Member Reviews
****-*****
Mae Ngai is an award-winning author and a professor at Columbia University. In her third book, The Chinese Question, she examines the race relations and to some degree, the economic underpinnings of the Chinese diaspora.
My thanks go to NetGalley and W.W. Norton and Company for the review copy. I am disgracefully late, but when I began reading this book I realized that if I were to absorb and retain anything here, I would need to take it in small bites. That said, this is an unusually well researched work, and it’s well worth the time and attention of anyone interested in the topic.
Usually when I see research having to do with Chinese immigration, it is within the context of immigration to the United States, or an examination of the push factors of emigration, examining why Chinese chose to leave their native land and embark upon an expensive, dangerous, and uncertain journey to a place they’d never visited—in most cases—and where they usually did not speak the language. Instead, Ngai examines it as a global diaspora that includes English speaking nations, namely South Africa, the United Kingdom, Canada, Australia, and the United States. In doing so she is able to highlight the similarities of treatment, to put it politely, and also to dismantle some of the stereotypes that have rooted themselves in English speakers’ knowledge of history.

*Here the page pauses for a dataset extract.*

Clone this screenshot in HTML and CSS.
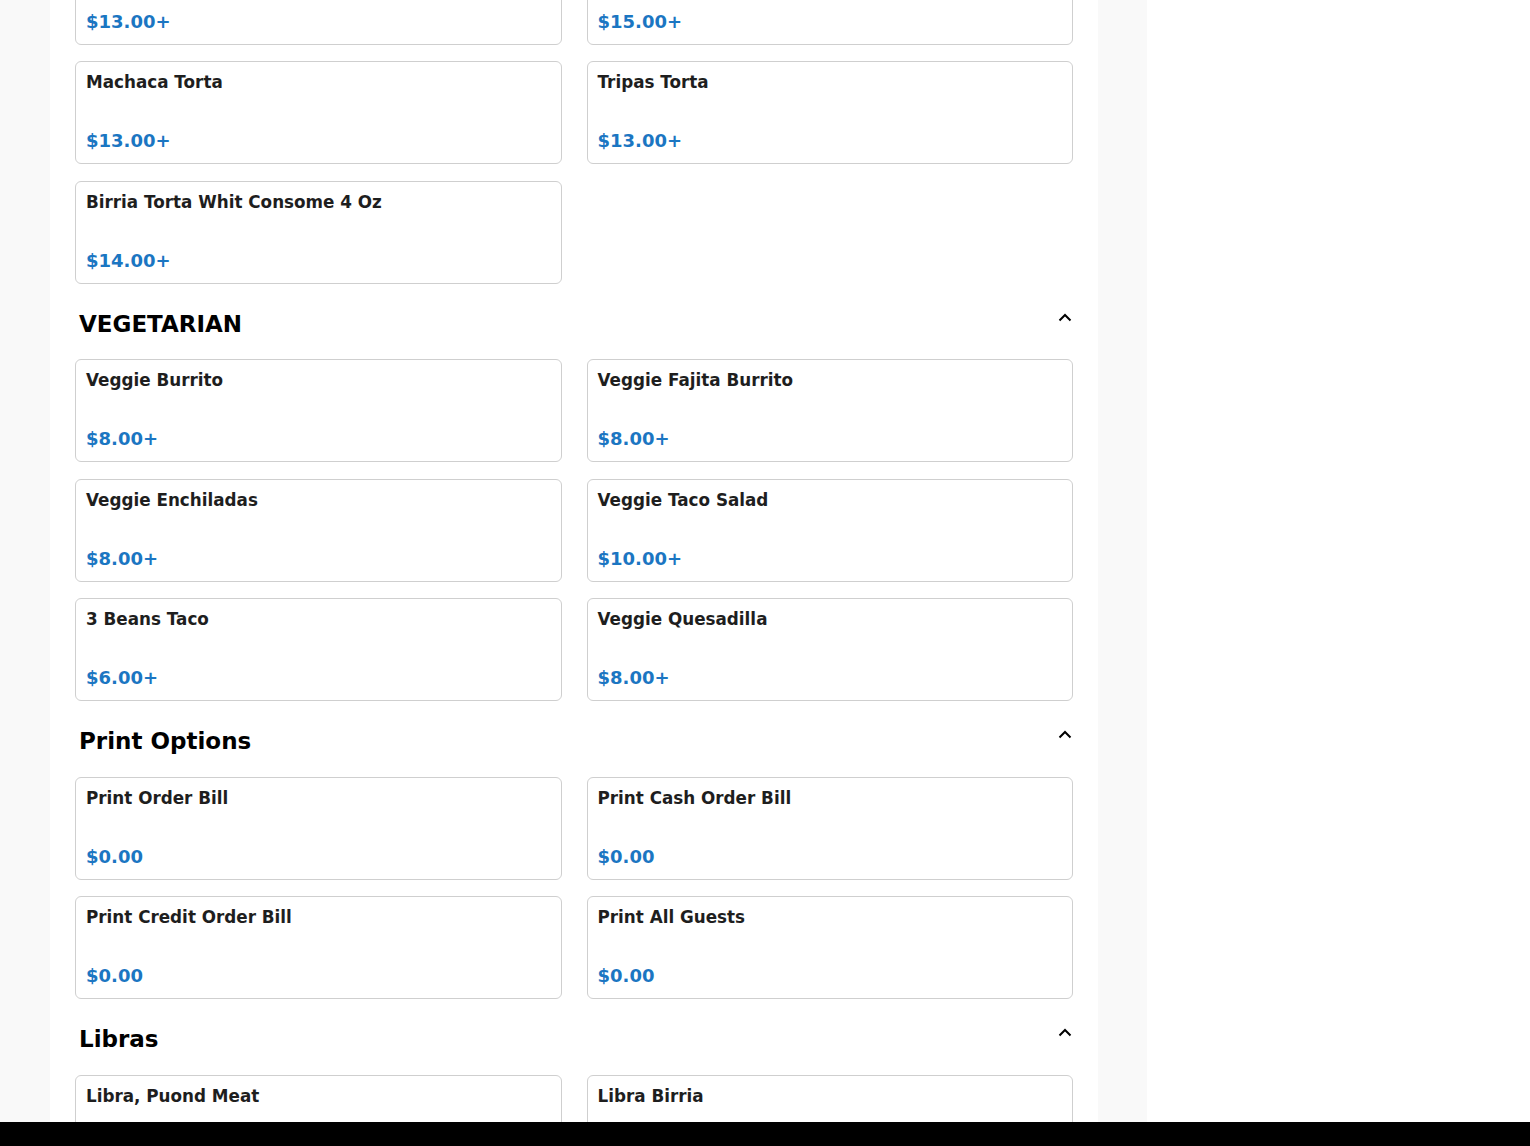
FILE: index.html
```html
<!DOCTYPE html>
<html lang="en">
<head>
    <meta charset="UTF-8">
    <meta name="viewport" content="width=device-width, initial-scale=1.0">
    <title>Menu</title>
    <link rel="stylesheet" href="styles.css">
</head>
<body>
    <div id="page">
        <div id="menu">
            <!-- Tortas (scrolled) -->
            <div class="item-grid first-grid">
                <div class="item-card"><div class="item-name">Asada Torta</div><div class="item-price">$13.00+</div></div>
                <div class="item-card"><div class="item-name">Cubana Torta</div><div class="item-price">$15.00+</div></div>
                <div class="item-card"><div class="item-name">Machaca Torta</div><div class="item-price">$13.00+</div></div>
                <div class="item-card"><div class="item-name">Tripas Torta</div><div class="item-price">$13.00+</div></div>
                <div class="item-card"><div class="item-name">Birria Torta Whit Consome 4 Oz</div><div class="item-price">$14.00+</div></div>
            </div>

            <!-- Vegetarian -->
            <div class="section-head">
                <h2>VEGETARIAN</h2>
                <svg class="chevron" width="16" height="10" viewBox="0 0 16 10"><path d="M2.5 8.5 L8 3 L13.5 8.5" fill="none" stroke="#000" stroke-width="2"/></svg>
            </div>
            <div class="item-grid">
                <div class="item-card"><div class="item-name">Veggie Burrito</div><div class="item-price">$8.00+</div></div>
                <div class="item-card"><div class="item-name">Veggie Fajita Burrito</div><div class="item-price">$8.00+</div></div>
                <div class="item-card"><div class="item-name">Veggie Enchiladas</div><div class="item-price">$8.00+</div></div>
                <div class="item-card"><div class="item-name">Veggie Taco Salad</div><div class="item-price">$10.00+</div></div>
                <div class="item-card"><div class="item-name">3 Beans Taco</div><div class="item-price">$6.00+</div></div>
                <div class="item-card"><div class="item-name">Veggie Quesadilla</div><div class="item-price">$8.00+</div></div>
            </div>

            <!-- Print Options -->
            <div class="section-head">
                <h2>Print Options</h2>
                <svg class="chevron" width="16" height="10" viewBox="0 0 16 10"><path d="M2.5 8.5 L8 3 L13.5 8.5" fill="none" stroke="#000" stroke-width="2"/></svg>
            </div>
            <div class="item-grid">
                <div class="item-card"><div class="item-name">Print Order Bill</div><div class="item-price">$0.00</div></div>
                <div class="item-card"><div class="item-name">Print Cash Order Bill</div><div class="item-price">$0.00</div></div>
                <div class="item-card"><div class="item-name">Print Credit Order Bill</div><div class="item-price">$0.00</div></div>
                <div class="item-card"><div class="item-name">Print All Guests</div><div class="item-price">$0.00</div></div>
            </div>

            <!-- Libras -->
            <div class="section-head">
                <h2>Libras</h2>
                <svg class="chevron" width="16" height="10" viewBox="0 0 16 10"><path d="M2.5 8.5 L8 3 L13.5 8.5" fill="none" stroke="#000" stroke-width="2"/></svg>
            </div>
            <div class="item-grid">
                <div class="item-card"><div class="item-name">Libra, Puond Meat</div><div class="item-price">$0.00+</div></div>
                <div class="item-card"><div class="item-name">Libra Birria</div><div class="item-price">$0.00+</div></div>
            </div>
        </div>

        <div id="order-panel"></div>
    </div>

    <div id="bottom-bar"></div>
</body>
</html>
```

FILE: styles.css
```css
body {
    font-family: "DejaVu Sans", sans-serif;
    margin: 0;
    padding: 0;
    background: #f9f9f9;
    color: #1e1e1e;
    overflow: hidden;
    height: 1146px;
}
#page {
    display: flex;
    gap: 49px;
    padding-left: 50px;
    height: 100%;
}
#menu {
    width: 1048px;
    flex: none;
    box-sizing: border-box;
    padding: 0 25px;
    background: #fff;
}
#order-panel {
    flex: 1;
    background: #fff;
}
.item-grid {
    display: grid;
    grid-template-columns: 1fr 1fr;
    column-gap: 25px;
    row-gap: 16.5px;
}
.first-grid {
    margin-top: -58.5px;
}
.item-card {
    height: 103px;
    box-sizing: border-box;
    border: 1px solid #cfcfcf;
    border-radius: 6px;
    padding: 10px 10px 12px;
    display: flex;
    flex-direction: column;
    justify-content: space-between;
}
.item-name {
    font-size: 16.8px;
    font-weight: bold;
    line-height: 20px;
    color: #1e1e1e;
}
.item-price {
    font-size: 18px;
    font-weight: bold;
    line-height: 21px;
    color: #1b76c2;
}
.section-head {
    display: flex;
    justify-content: space-between;
    align-items: flex-start;
    margin: 27px 0 21.5px;
    padding: 0 0 0 4px;
}
.section-head h2 {
    margin: 0;
    font-size: 23px;
    line-height: 27px;
    font-weight: bold;
    color: #000;
}
.chevron {
    margin-top: 1px;
}
#bottom-bar {
    position: fixed;
    left: 0;
    right: 0;
    bottom: 0;
    height: 24px;
    background: #000;
}
```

For starters, she wants us to know that Chinese immigrants were not necessarily “coolies” or indentured workers, and they didn’t always face conflicts with Caucasian powerbrokers. But there certainly were a great many blood chilling abuses, sometimes brought about by White fear of the “other,” but oftener from greed and the desire to exploit the Chinese working class and eliminate competition from the businesses of better off Chinese.

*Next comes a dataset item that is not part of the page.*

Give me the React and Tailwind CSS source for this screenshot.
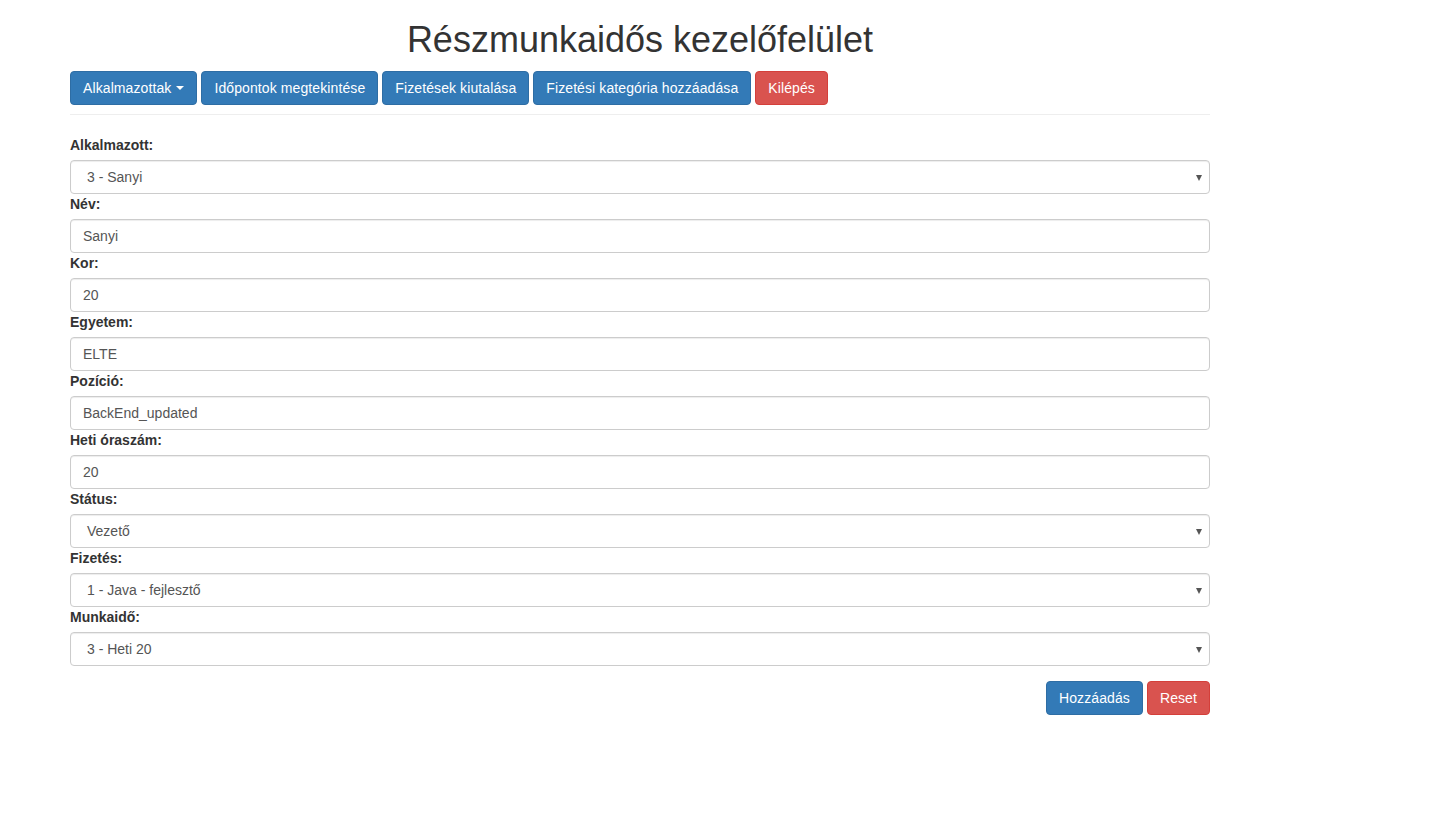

This study is adjacent to my own graduate study topic of many years ago, when I examined the “Model Minority,” and the attempt to counter the demands of U.S. Civil Rights activists of the 1950s and 1960s with the suggestion that Black people quietly accept abuse and quietly climb the economic ladder, or not, as Asians of Chinese and Japanese descent had supposedly done. Ngai demonstrates that Chinese immigrants weren’t all that quiet, and they weren’t all that accepting of maltreatment at the hands of employers and local officials. This is interesting material indeed, and I wish I had known these things sooner.
As a general read for a wide audience, this may be a four star book because it is dense and has an academic approach that not all pleasure readers will appreciate; however, for those with a strong interest in the topic, whether for academic research or personal knowledge and growth, it is hands down the best work I’ve seen in decades.

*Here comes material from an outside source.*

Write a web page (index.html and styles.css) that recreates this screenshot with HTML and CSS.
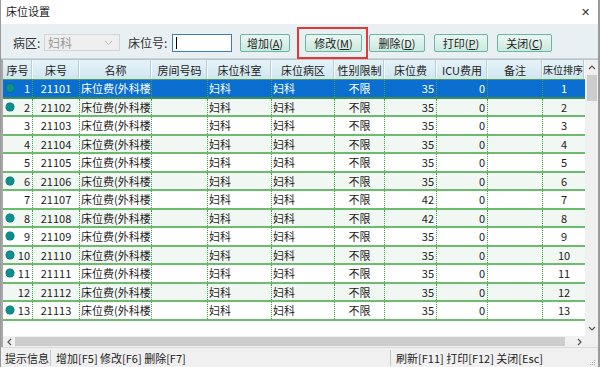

Highly recommended to those passionate about the issue.
A majority of the history of Chinese folk and their labour in North America has been focused on the Canadian experience, and Ngai's work adds an essential text to that historiography by exploring the experiences of Chinese labourers in the United States, Australia, and South Africa. This is an essential read for anyone wanting to learn more about the history of the Chinese diaspora and the ways in which western capitalism exploits and discards those who do their labour.
Mae Ngai has done important work putting the California, Australia, and South African gold rushes in a Chinese-Pacific context and a British and American Imperial context. This is not a truly Pacific history, as only slight mention is made of other Asian and Latin American groups involved in this world. That wasnt clear in the description, but takes nothing away from the work. This is about Anglo (American and British) - Chinese relations, on small and grand levels.
That said, this is eye opening for many students of US History and I plan to incorporate portions into my US history survey. I learned so much that I did not already know.
That said, the weakness here is tying the three sections together. The US and Australia works, but could be tighter. I get US and Australia for background of South Africa, but it is left there when there were many more connections to explicitly make. The debate about Chinese as enslaved and its relation to other rhetoric was not as complete as I needed it to be, and would require additional context in order to assign to students. This did make it drag a bit in the middle.
Overall, this is a great addition to scholarship in multiple fields, and if you're interested in any of the topics, you should pick it up.
Thank you to Mae Ngai, W W Norton & Company, and Netgalley for an advanced ecopy in exchange for an honest review.
"Race relations were not always conflictual, but the perception of competition gave rise to a racial politics expressed as the 'Chinese Question'. In the nineteenth century, Americans and Europeans frequently describe a thorny social problem as a 'Question''".
Mae delivered an incredibly well researched history of the Chinese experience in the gold rush. That it took only 10 years to collect, analyse and write such an informative history is a testament to her research skills. She offers insights into a specific period in time, but additionally contributes to discussions relevant today, including whether Chinese people can ever truly 'belong' in the West - a sentiment exacerbated by current affairs and debated for longer than many of us realise.
The book is worth every page and I strongly encourage persistence and reflection on the ideas.
Thank you NetGalley for the Arc in return for an honest review.